The art sector and the contemporary art system are no different, indeed they are a stark and naked mirror of this established reality. And if already being an artist today is not considered a job for all intents and purposes, when it is a woman who holds this role, the word “artist” is completely replaced with that of “hobbyist” or “do-nothing.” If in the history of Italian and international art there are very few female names that are remembered because in the past women were not allowed to devote themselves to art or were mostly the less famous companions of much better known artists (one remembers Artemisia Gentileschi, Rosalba Carriera, Frida Kahlo ... and a few other names that it is possible to count on the fingers of one’s hand), in contemporary art the numbers of women who have or are engaged in art are increasing, but not enough, and women continue to be valued less and less in the marketplace than men. For women who have taken or are taking the path of gallerist, curator, art journalist, critic, the discourse remains more or less the same: few names and rarely at the top. The first Venice Art Biennale curated by a woman was in 2005 (one hundred and ten years after its founding), when the artistic direction was entrusted to a female duo, Maria de Corral and Rosa Martinez. Since then there have been two other editions curated entirely by women: the 2011 edition, with Bice Curiger, and the 2017 edition, with Christine Macel.

So we talked about what it means to be women artists in today’s society and their role within the contemporary system and market with four women artists working on the European scene, from Chieti to Paris, via Venice and Cologne. The result is an interview with four of enormous interest that we want to report here in part.

Francesca Maria D’Antonio, a very young costume and set designer, specialized in historical costume at the Academy of Fine Arts in L’Aquila with already several collaborations around Italy to her credit as a costume designer, set designer and theatrical makeup artist. finds herself very often using tools (hammer, hacksaw, screwdriver...) that are mostly employed by male hands. This obviously makes her proud of herself, but she also admits the difficulty, precisely because she is a woman, of winning the trust of her male colleagues.

“An employer or colleagues have a hard time seeing a woman who has more potential than a man in an area, perhaps in construction that is purely male,” she says. “You’re a woman and so you can’t know how to use the jigsaw. You’re a woman and then you can’t use the screwdriver well. You are woman and according to others you always need a hand.” And again, “They always consider you to be inferior for some things or too superior and therefore you are annoying, or even worse, you are an element to be disturbed during working hours.”

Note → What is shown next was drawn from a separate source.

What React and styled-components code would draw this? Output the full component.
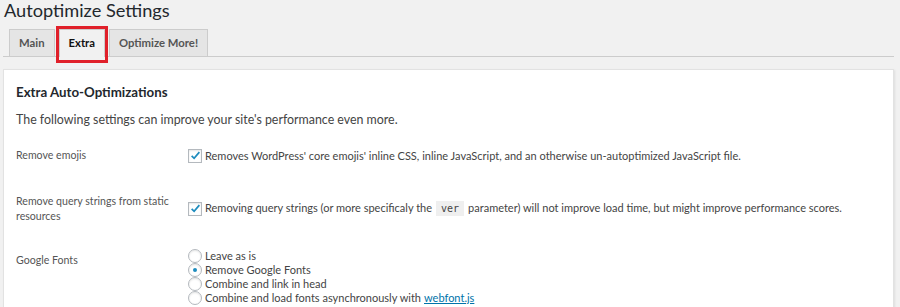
import React from "react";
import styled, { createGlobalStyle } from "styled-components";

const Global = createGlobalStyle`
  body {
    margin: 0;
    background: #f1f1f1;
    font-family: Lato, "Open Sans", sans-serif;
    color: #444;
    overflow: hidden;
  }
`;

const Page = styled.div`
  padding: 0 6px 0 3px;
`;

const Title = styled.h1`
  margin: -3px 0 0 1px;
  font-size: 18.2px;
  font-weight: 400;
  line-height: 27px;
  color: #23282d;
`;

const Tabs = styled.div`
  display: flex;
  gap: 4px;
  margin-top: 5px;
  padding-left: 6px;
  border-bottom: 1px solid #ccc;
`;

const Tab = styled.div`
  position: relative;
  padding: 0 9px;
  height: 26px;
  line-height: 26px;
  font-size: 11.3px;
  font-weight: 700;
  color: ${p => (p.active ? "#111" : "#555")};
  background: ${p => (p.active ? "#f1f1f1" : "#e5e5e5")};
  border: 1px solid #ccc;
  border-bottom: none;
  margin-bottom: ${p => (p.active ? "-1px" : "0")};
  padding-bottom: ${p => (p.active ? "1px" : "0")};
`;

const Marker = styled.span`
  position: absolute;
  left: -4px;
  right: -4px;
  top: -4px;
  bottom: -6px;
  border: 3px solid #e0202a;
  pointer-events: none;
`;

const Panel = styled.div`
  margin-top: 12px;
  background: #fff;
  border: 1px solid #e2e2e2;
  box-shadow: 1px 1px 2px rgba(0, 0, 0, 0.08);
  padding: 0 12px 20px;
`;

const Heading = styled.h2`
  margin: 12px 0 0;
  font-size: 13.3px;
  font-weight: 700;
  line-height: 20px;
  color: #23282d;
`;

const Lead = styled.p`
  margin: 8px 0 0;
  font-size: 12.4px;
  line-height: 20px;
  color: #444;
`;

const Row = styled.div`
  display: grid;
  grid-template-columns: 172px 1fr;
  align-items: ${p => p.align || "center"};
  min-height: ${p => p.h || "53px"};
  margin-top: ${p => p.mt || "0"};
`;

const Label = styled.div`
  font-size: 10.6px;
  line-height: 15px;
  color: #555;
  padding-right: 4px;
  padding-top: ${p => p.pt || "0"};
`;

const Field = styled.label`
  display: flex;
  align-items: center;
  font-size: 11px;
  line-height: 14px;
  color: #444;
  white-space: nowrap;
`;

const Box = styled.span`
  width: 12px;
  height: 12px;
  border: 1px solid #b4b9be;
  box-shadow: inset 0 1px 2px rgba(0, 0, 0, 0.1);
  background: #fff;
  margin-right: 3px;
  flex: none;
  display: flex;
  align-items: center;
  justify-content: center;
`;

const Radio = styled(Box)`
  border-radius: 50%;
  &::after {
    content: "";
    display: ${p => (p.checked ? "block" : "none")};
    width: 4px;
    height: 4px;
    border-radius: 50%;
    background: #1e8cbe;
  }
`;

const Code = styled.code`
  font-family: "DejaVu Sans Mono", monospace;
  font-size: 10px;
  background: #efefef;
  padding: 2px 5px;
  margin: 0 4px;
`;

const Stack = styled.div`
  display: flex;
  flex-direction: column;
`;

const Link = styled.a`
  color: #0073aa;
  text-decoration: underline;
  margin-left: 3px;
`;

const Check = () => (
  <Box>
    <svg width="11" height="11" viewBox="0 0 20 20">
      <path d="M3 10.5l4.5 4.5L17 4" fill="none" stroke="#1e8cbe" strokeWidth="3.2" />
    </svg>
  </Box>
);

const radios = [
  ["Leave as is", false],
  ["Remove Google Fonts", true],
  ["Combine and link in head", false],
  ["Combine and load fonts asynchronously with", false],
];

export default function App() {
  return (
    <Page>
      <Global />
      <Title>Autoptimize Settings</Title>
      <Tabs>
        <Tab>Main</Tab>
        <Tab active>
          Extra
          <Marker />
        </Tab>
        <Tab>Optimize More!</Tab>
      </Tabs>
      <Panel>
        <Heading>Extra Auto-Optimizations</Heading>
        <Lead>The following settings can improve your site's performance even more.</Lead>
        <Row mt="-1px">
          <Label>Remove emojis</Label>
          <Field>
            <Check />
            <span>
              Removes WordPress' core emojis' inline CSS, inline JavaScript, and an otherwise un-autoptimized JavaScript file.
            </span>
          </Field>
        </Row>
        <Row>
          <Label>Remove query strings from static resources</Label>
          <Field>
            <Check />
            <span>
              Removing query strings (or more specificaly the<Code>ver</Code>parameter) will not improve load time, but might improve performance scores.
            </span>
          </Field>
        </Row>
        <Row align="start" mt="14px">
          <Label pt="4px">Google Fonts</Label>
          <Stack>
            {radios.map(([text, on], i) => (
              <Field key={text}>
                <Radio checked={on} />
                <span>
                  {text}
                  {i === 3 && <Link href="#">webfont.js</Link>}
                </span>
              </Field>
            ))}
          </Stack>
        </Row>
      </Panel>
    </Page>
  );
}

It is difficult to unhinge the concept of “strength” for those who make art, as stated by Raghad, a sculptor born in Baghdad but living in Paris, who with the strength of her sculpted horses has managed to give grace, elegance and liveliness to forms belonging to the male imagination, such as horses in motion. “Society still feels today that ’the male artist is stronger than the female artist,’” the artist says. “And this is absolutely not right. That’s why the woman artist always and everywhere on earth needs to do twice as much as the man artist to exist in society, but so far she cannot exist easily!”

Francesca Maria D'Antonio
Francesca Maria D’Antonio. Courtesy the artist

Raghad. Courtesy Henrietta Weithorn

Very often affecting these beliefs is the legacy that women should be given the jobs aimed at taking care of the family and the home, a discourse that obviously applies to women engaged in artistic careers as well, as painter Federica Scoppa, a Venice resident with several solo and group painting exhibitions to her credit, tells us: "At the personal level there is still no real support from men in the role of caring for the ’res - home,’ while at the public level women artists are practically ’invisible,’ there is no flexible welfare system they can rely on to reconcile motherhood with their work."

Rosanna D’Ortona, a self-taught photographer of Italian descent who lives and works in Cologne, says, “Men, in general, are not asked if they have children or if they want to have children. In fact, this aspect is not brought back to being a man at all. In fact, when dealing with a man, one immediately talks about his work as an artist or his works. A woman, on the contrary, is always asked personal and sometimes too invasive questions.”

Despite the many difficulties along the way, especially in dealing with the financial expenses, many women stubbornly sacrifice so much of themselves and self-sacrificingly decide to pursue a career in the art world, often clashing with those at their side. All of the women artists who were asked in this interview were asked why they took this path and what art is for today. All of them answered that they would have no choice but to try their hand at this career, even though they know the difficulties involved because artistic practice is what is part of their deepest essence, it is the vocation to which they have been called to respond, some with a well-established course of study behind them, some as self-taught. “Art is a language through which the artist speaks,” Raghad maintains. “Art,” Federica Scoppa points out, “today in all its forms serves to survive, to denounce, to give comfort, to encourage critical thinking, awareness, to give psychic well-being.”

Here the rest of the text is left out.